Non-primitive/-blittable data in kernel argument list

Dec 19, 2011 at 8:28 PM
Edited Dec 19, 2011 at 8:57 PM

Encountered upon kernel launch:

ArgumentException was unhandled: "Object contains non-primitive or non-blittable data."

It seems this struct is at fault:

 

[Cudafy]
struct SimConfig
{
	public bool DoMur;
}

After half an hour or so of fiddling... is bool not supported!? +___+

Coordinator
Dec 21, 2011 at 10:10 AM

Boolean is not a blittable type!

Dec 29, 2011 at 9:09 AM

A byte should be the best blittable replacement for booleans. As an alternative passing a bool[] seems to work fine as a parameter to the launch function.

Sep 5, 2012 at 4:11 AM
Edited Sep 5, 2012 at 3:01 PM


What about this type?  I get this same error while trying to convert an Array of Structure program to Structure of Arrays.  I am under the impression this might improve my CUDA performance.  These are all primitive types aren't they? 

    [Cudafy]
    public struct MarketData
    {
        public int Length;
        public float[] Open;
        public float[] Close;
        public float[] High;
        public float[] Low;
        public int[] Volume;
        public uint[] Time;
    } 

The same types work when not arrays (that's how the program runs now), but I do want to see if there is a performance increase using SOA.  I have even tried giving these all fixed intializers, but no luck.

Any ideas?

Sep 5, 2012 at 6:04 PM

I needed to do the same thing and ended up writing some code to construct a new type by reflection with arrays replaced by IntPtrs (which are blittable).

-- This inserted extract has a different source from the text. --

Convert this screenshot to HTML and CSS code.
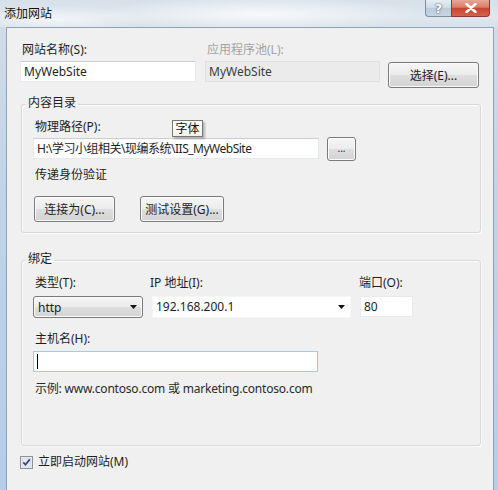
FILE: index.html
```html
<!DOCTYPE html>
<html lang="zh-CN">
<head>
<meta charset="utf-8">
<title>添加网站</title>
<link rel="stylesheet" href="styles.css">
</head>
<body>
<div class="window">
  <div class="titlebar">
    <span class="title">添加网站</span>
    <div class="caption-btns">
      <div class="cap help">?</div>
      <div class="cap close">
        <svg width="12" height="10" viewBox="0 0 12 10"><path d="M1.5 1 L10.5 9 M10.5 1 L1.5 9" stroke="#fff" stroke-width="2.4" stroke-linecap="round"/></svg>
      </div>
    </div>
  </div>
  <div class="client">
    <div class="top-grid">
      <div class="lbl">网站名称(S):</div>
      <div class="lbl disabled">应用程序池(L):</div>
      <div></div>
      <div class="tb site">MyWebSite</div>
      <div class="tb tb-dis">MyWebSite</div>
      <div class="btn btn-select">选择(E)...</div>
    </div>

    <fieldset class="group g1">
      <legend>内容目录</legend>
      <div class="lbl tip-anchor">物理路径(P):<span class="tooltip">字体</span></div>
      <div class="path-row">
        <div class="tb path">H:\学习小组相关\现编系统\IIS_MyWebSite</div>
        <div class="btn btn-browse">...</div>
      </div>
      <div class="lbl pass">传递身份验证</div>
      <div class="btn-row">
        <div class="btn btn-connect">连接为(C)...</div>
        <div class="btn btn-test">测试设置(G)...</div>
      </div>
    </fieldset>

    <fieldset class="group g2">
      <legend>绑定</legend>
      <div class="bind-grid">
        <div class="lbl">类型(T):</div>
        <div class="lbl ip-lbl">IP 地址(I):</div>
        <div class="lbl port-lbl">端口(O):</div>
        <div class="combo"><span>http</span><svg class="arrow" width="7" height="4" viewBox="0 0 7 4"><path d="M0 0 H7 L3.5 4 Z" fill="#111"/></svg></div>
        <div class="tb ipbox"><span>192.168.200.1</span><svg class="arrow" width="7" height="4" viewBox="0 0 7 4"><path d="M0 0 H7 L3.5 4 Z" fill="#111"/></svg></div>
        <div class="tb port">80</div>
      </div>
      <div class="lbl host-lbl">主机名(H):</div>
      <div class="tb host"><span class="caret"></span></div>
      <div class="lbl example">示例: www.contoso.com 或 marketing.contoso.com</div>
    </fieldset>

    <div class="check-row">
      <span class="checkbox">
        <svg width="13" height="13" viewBox="0 0 13 13">
          <rect x="0.5" y="0.5" width="12" height="12" fill="#f4f4f4" stroke="#8f9296"/>
          <rect x="2" y="2" width="9" height="9" fill="#e6e9ee" stroke="#c9ced6" stroke-width="0.6"/>
          <path d="M3.3 6.4 L5.5 8.8 L9.8 3.4" fill="none" stroke="#33457a" stroke-width="1.7"/>
        </svg>
      </span>
      <span class="check-label">立即启动网站(M)</span>
    </div>
  </div>
</div>
</body>
</html>
```

FILE: styles.css
```css
html, body {
  margin: 0;
  padding: 0;
}

body {
  width: 498px;
  height: 490px;
  overflow: hidden;
  font-family: "Noto Sans", "Noto Sans CJK SC", sans-serif;
  font-size: 12px;
  color: #1e1e1e;
}

.window {
  width: 498px;
  height: 490px;
  display: flex;
  flex-direction: column;
  background: linear-gradient(180deg, #d3dde8 0%, #c0d3e8 40%, #b5cde8 100%);
}

.titlebar {
  height: 27px;
  flex: none;
  display: flex;
  align-items: flex-start;
  background:
    radial-gradient(ellipse 160px 18px at 260px 14px, rgba(255,255,255,0.75), rgba(255,255,255,0)),
    radial-gradient(ellipse 90px 14px at 60px 20px, rgba(255,255,255,0.6), rgba(255,255,255,0)),
    linear-gradient(180deg, #d6e0ea 0%, #dfe7ef 60%, #d8e1ea 100%);
}

.title {
  padding-left: 4px;
  line-height: 27px;
  color: #111;
}

.caption-btns {
  margin-left: auto;
  margin-right: 8px;
  display: flex;
}

.cap {
  box-sizing: border-box;
  height: 17px;
  display: flex;
  align-items: center;
  justify-content: center;
}

.help {
  width: 26px;
  border: 1px solid #7e8ea1;
  border-top: none;
  border-right: none;
  border-radius: 0 0 0 4px;
  background: linear-gradient(180deg, #e7edf4 0%, #cfd9e4 50%, #bccada 51%, #c9d5e2 100%);
  color: #fff;
  font-weight: bold;
  font-size: 13px;
  font-family: "DejaVu Sans", sans-serif;
  text-shadow: 0 0 2px #4a5a70, 0 0 1px #4a5a70;
  line-height: 15px;
}

.close {
  width: 39px;
  border: 1px solid #8a3a2e;
  border-top: none;
  border-radius: 0 0 4px 0;
  background: linear-gradient(180deg, #e8a797 0%, #d97c67 45%, #c8452f 52%, #d3644c 100%);
}

.client {
  flex: 1;
  margin: 0 4px 0 6px;
  border: 1px solid #8fa2b8;
  border-bottom: none;
  background: #f0f0f0;
  padding: 14px 0 0 13px;
}

.lbl {
  line-height: 16px;
  padding-left: 2px;
  white-space: nowrap;
}

.disabled {
  color: #a3a3a3;
}

.tb {
  box-sizing: border-box;
  height: 21px;
  line-height: 19px;
  padding: 0 3px;
  background: #fff;
  border: 1px solid #e3e9ef;
  border-top-color: #c9ced6;
  white-space: nowrap;
  color: #1e1e1e;
}

.tb-dis {
  background: #ebebeb;
  border-color: #e0e0e0;
  color: #3c3c3c;
}

.btn {
  box-sizing: border-box;
  height: 26px;
  border: 1px solid #7a7a7a;
  border-radius: 3px;
  background: linear-gradient(180deg, #f6f6f6 0%, #ececec 48%, #dedede 52%, #d3d3d3 100%);
  box-shadow: inset 0 0 0 1px #fbfbfb;
  display: flex;
  align-items: center;
  justify-content: center;
  white-space: nowrap;
  color: #1e1e1e;
}

/* Top row */
.top-grid {
  display: grid;
  grid-template-columns: 177px 175px 91px;
  grid-template-rows: 16px auto;
  column-gap: 8px;
  row-gap: 3px;
}

.site {
  width: 176px;
}

.btn-select {
  align-self: start;
  margin-top: 1px;
}

/* Group boxes */
.group {
  box-sizing: border-box;
  width: 460px;
  margin: 7px 0 0 1px;
  border: 1px solid #d5d9dd;
  border-radius: 3px;
  box-shadow: inset 1px 1px 0 #fcfcfc, 1px 1px 0 #fcfcfc;
  padding: 6px 11px 10px 11px;
  min-width: 0;
}

.group legend {
  margin-left: -7px;
  padding: 0 2px 2px 2px;
  line-height: 16px;
  color: #1e1e1e;
}

.g2 {
  margin-top: 18px;
  padding-bottom: 48px;
}

.tip-anchor {
  position: relative;
}

.tooltip {
  position: absolute;
  left: 139px;
  top: 1px;
  box-sizing: border-box;
  width: 31px;
  height: 17px;
  border: 1px solid #767676;
  background: linear-gradient(180deg, #ffffff 0%, #f3f3ea 100%);
  box-shadow: 2px 2px 2px rgba(0, 0, 0, 0.25);
  line-height: 15px;
  text-align: center;
  padding: 0;
  color: #111;
}

.path-row {
  display: flex;
  align-items: flex-start;
  gap: 8px;
  margin-top: 2px;
}

.path {
  width: 286px;
  margin-top: 1px;
  letter-spacing: -0.5px;
}

.btn-browse {
  width: 29px;
  height: 24px;
  padding-bottom: 2px;
  font-size: 10px;
}

.pass {
  margin-top: 6px;
}

.btn-row {
  display: flex;
  gap: 25px;
  margin-top: 13px;
  padding-left: 1px;
}

.btn-connect {
  width: 81px;
}

.btn-test {
  width: 84px;
}

/* Binding */
.bind-grid {
  display: grid;
  grid-template-columns: 110px 199px 53px;
  grid-template-rows: 16px auto;
  column-gap: 9px;
  row-gap: 5px;
  align-items: start;
}

.ip-lbl {
  padding-left: 0;
  margin-left: -2px;
}

.port-lbl {
  padding-left: 0;
  margin-left: -1px;
}

.combo {
  box-sizing: border-box;
  height: 22px;
  border: 1px solid #7a7a7a;
  border-radius: 3px;
  background: linear-gradient(180deg, #f6f6f6 0%, #ececec 48%, #dedede 52%, #d3d3d3 100%);
  box-shadow: inset 0 0 0 1px #fbfbfb;
  display: flex;
  align-items: center;
  justify-content: space-between;
  padding: 0 5px 0 4px;
}

.ipbox {
  height: 22px;
  line-height: 20px;
  display: flex;
  align-items: center;
  justify-content: space-between;
  padding: 0 5px 0 3px;
  border-color: #f4f6f8;
}

.arrow {
  flex: none;
}

.port {
  width: 53px;
  border-color: #e6ebf0;
}

.host-lbl {
  margin-top: 13px;
}

.host {
  width: 285px;
  margin-top: 4px;
  border-color: #a9c8e6;
  display: flex;
  align-items: center;
}

.caret {
  display: block;
  width: 1px;
  height: 15px;
  background: #000;
}

.example {
  margin-top: 9px;
  color: #2a2a2a;
  letter-spacing: -0.2px;
}

/* Checkbox */
.check-row {
  display: flex;
  align-items: center;
  gap: 5px;
  margin-top: 8px;
  line-height: 16px;
}

.checkbox {
  display: flex;
  width: 13px;
  height: 13px;
}
```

Your example would yield the equivalent of:

    public struct MarketDataForDevice
    {
        public int Length;
        public IntPtr Open;
        public IntPtr Close;
        public IntPtr High;
        public IntPtr Low;
        public IntPtr Volume;
        public IntPtr Time;
    } 

I then allocated arrays on the device in the usual way and then for each device array I got an IntPtr from the corresponding DevicePtrEx (using the Pointer member). An instance of the new type is then created and the IntPtrs are assigned. The instance is then sent via an argument in the kernel launch in the usual way (this is dynamic so no problem there).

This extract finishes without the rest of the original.